Xunlight Corp., led by a researcher from the University of Toledo, also plans to begin production of flexible solar panels this year at a factory in Toledo. Some industry experts say SCI's technology had some strong points, but was maybe not quite as effective as some of the processes developed later on.

As CEO of Solar Fields and vice chairman of Calyxo, Norm Johnston has been integrally involved in the 21st-century transformation of the region's glass-making tradition. "[McMaster] ran out of money, invited [Walmart billionaire John] Walton in, and got diluted out of what became First Solar," he recounts. First Solar, the world's 800-pound gorilla of thin-film manufacture, has its sole North American plant located in Cedar Business Park in Perrysburg Township.

Johnston says, "McMaster then came to me, asking if I knew how to do [what First Solar was doing], so I got 6 people with 150 years experience.
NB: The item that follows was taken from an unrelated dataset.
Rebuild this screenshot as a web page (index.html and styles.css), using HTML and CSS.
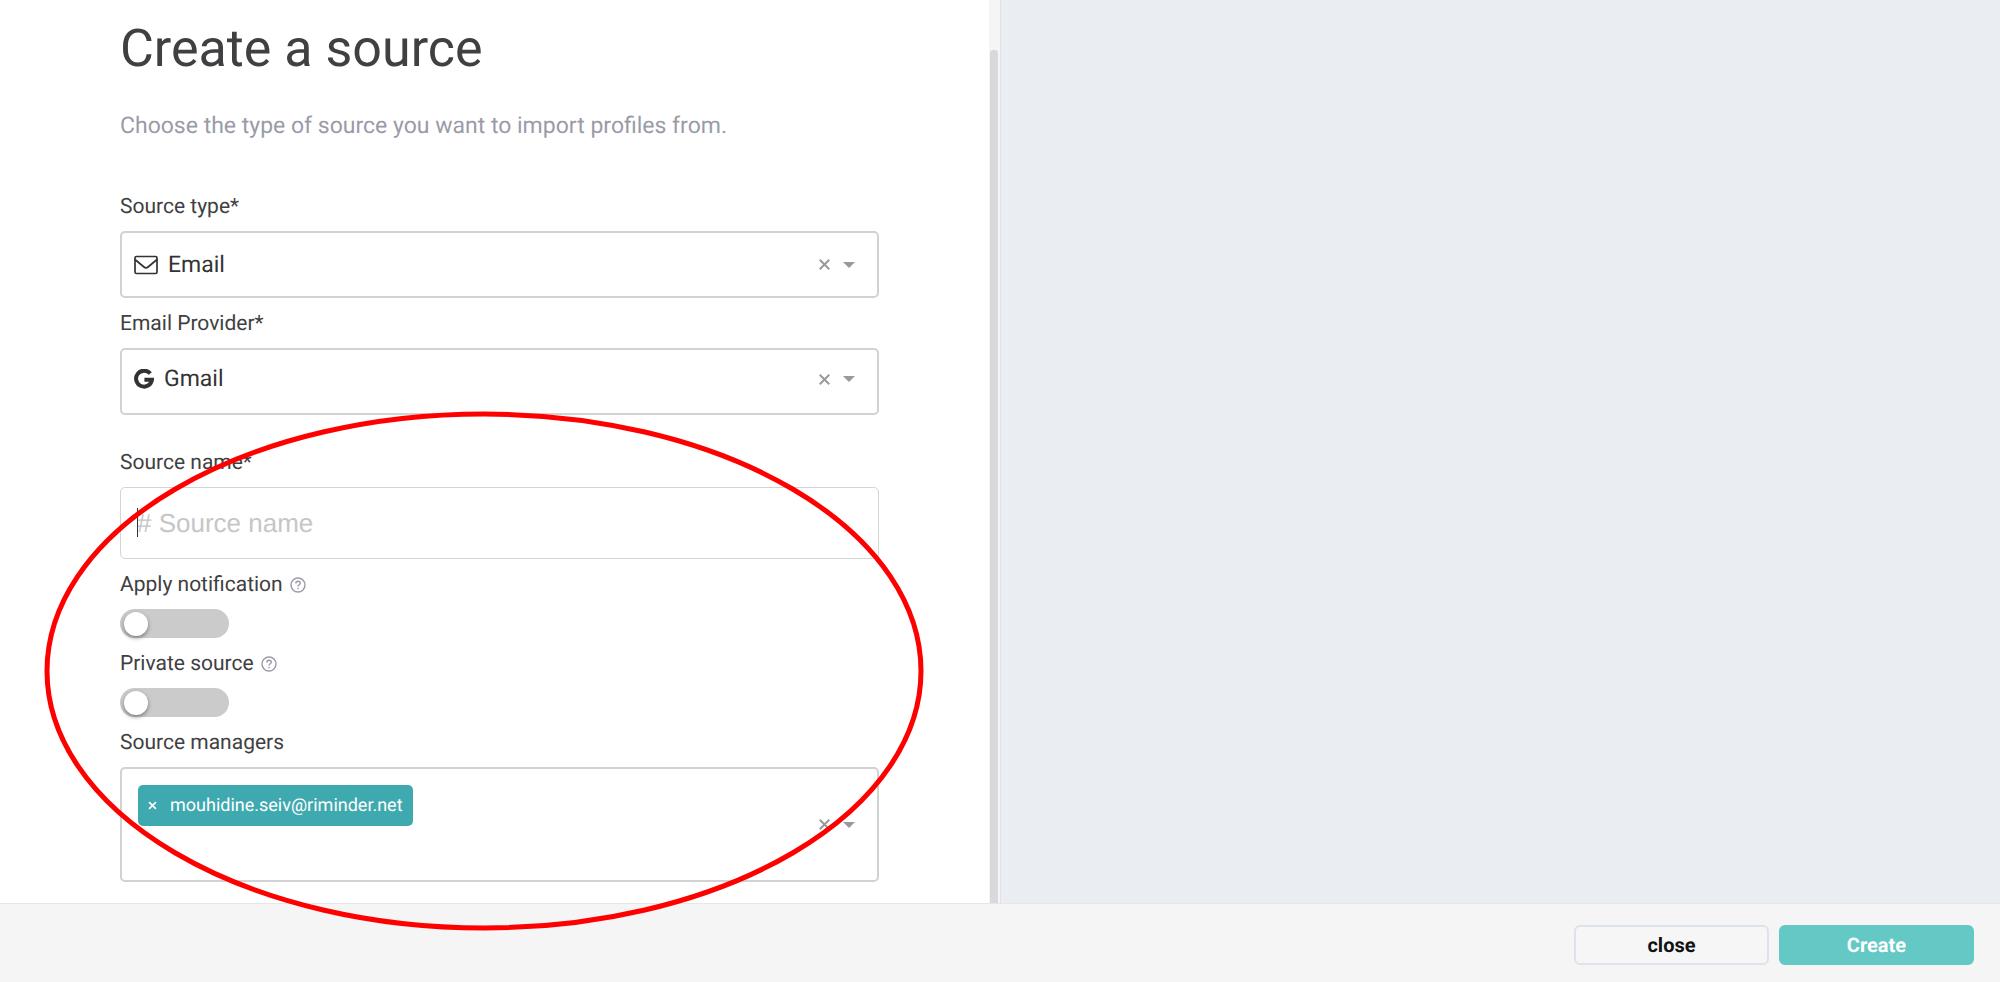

Where but in Toledo could you find that?" he says, of the founding of Solar Fields, whose technology is being used by Calyxo.
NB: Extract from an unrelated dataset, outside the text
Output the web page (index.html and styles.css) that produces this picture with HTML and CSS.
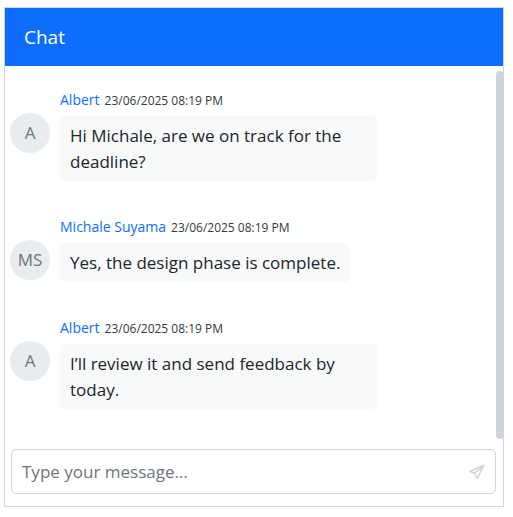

"Calyxo is in start-up to do CdTe on glass panels," Johnston said of his new firm. "The thin film stack is the same as First Solar, but the process is different, it's atmospheric, not vacuum, and continuous, not batch. Without the need for a vacuum chamber, the size of panels can be larger, so we have fewer legs, wires, less hookup time and potentially lower installation costs." He says that once Calyxo has established volume manufacturing, its production costs should be at least as good as First Solar's, which are reported to be the lowest in the world. Calyxo's Perrysburg site contains the original prototype line and R&D center, says Johnston, though initial production will be in Germany, near Q-Cells, and will be cut and pasted all over the world where appropriate.

Largely unknown outside the region, Willard & Kelsey Solar Group LLC is constructing its manufacturing facility for CdTe thin-film glass panels in an old Delafoil cathode ray tube components factory in Perrysburg. The local newspaper reports that W&K intends to produce 1 to 1.5 million panels per year, but general manager Keith Guenther would not confirm exact production targets, saying only that the firm was "fundamentally on schedule."

Another source close to Willard & Kelsey's ramp-up says it has all of the "big pieces" of its equipment in place. "They're just testing the vacuums, and temperatures. They'll start making cadmium plates as soon as they get the rest of the equipment," he said.

Xunlight, whose AsiGe (Amorphous Silicon Germanium) technology also originated at the University of Toledo, is the exception to using glass panels, opting instead for a lighter stainless steel flexible substrate that can be integrated into commercial buildings. "We have completed our pilot line, and we're optimizing and ramping production. We should have small-scale commercial production in early '09," says Todd Armstrong, assistant to CEO and founder Xunming Deng.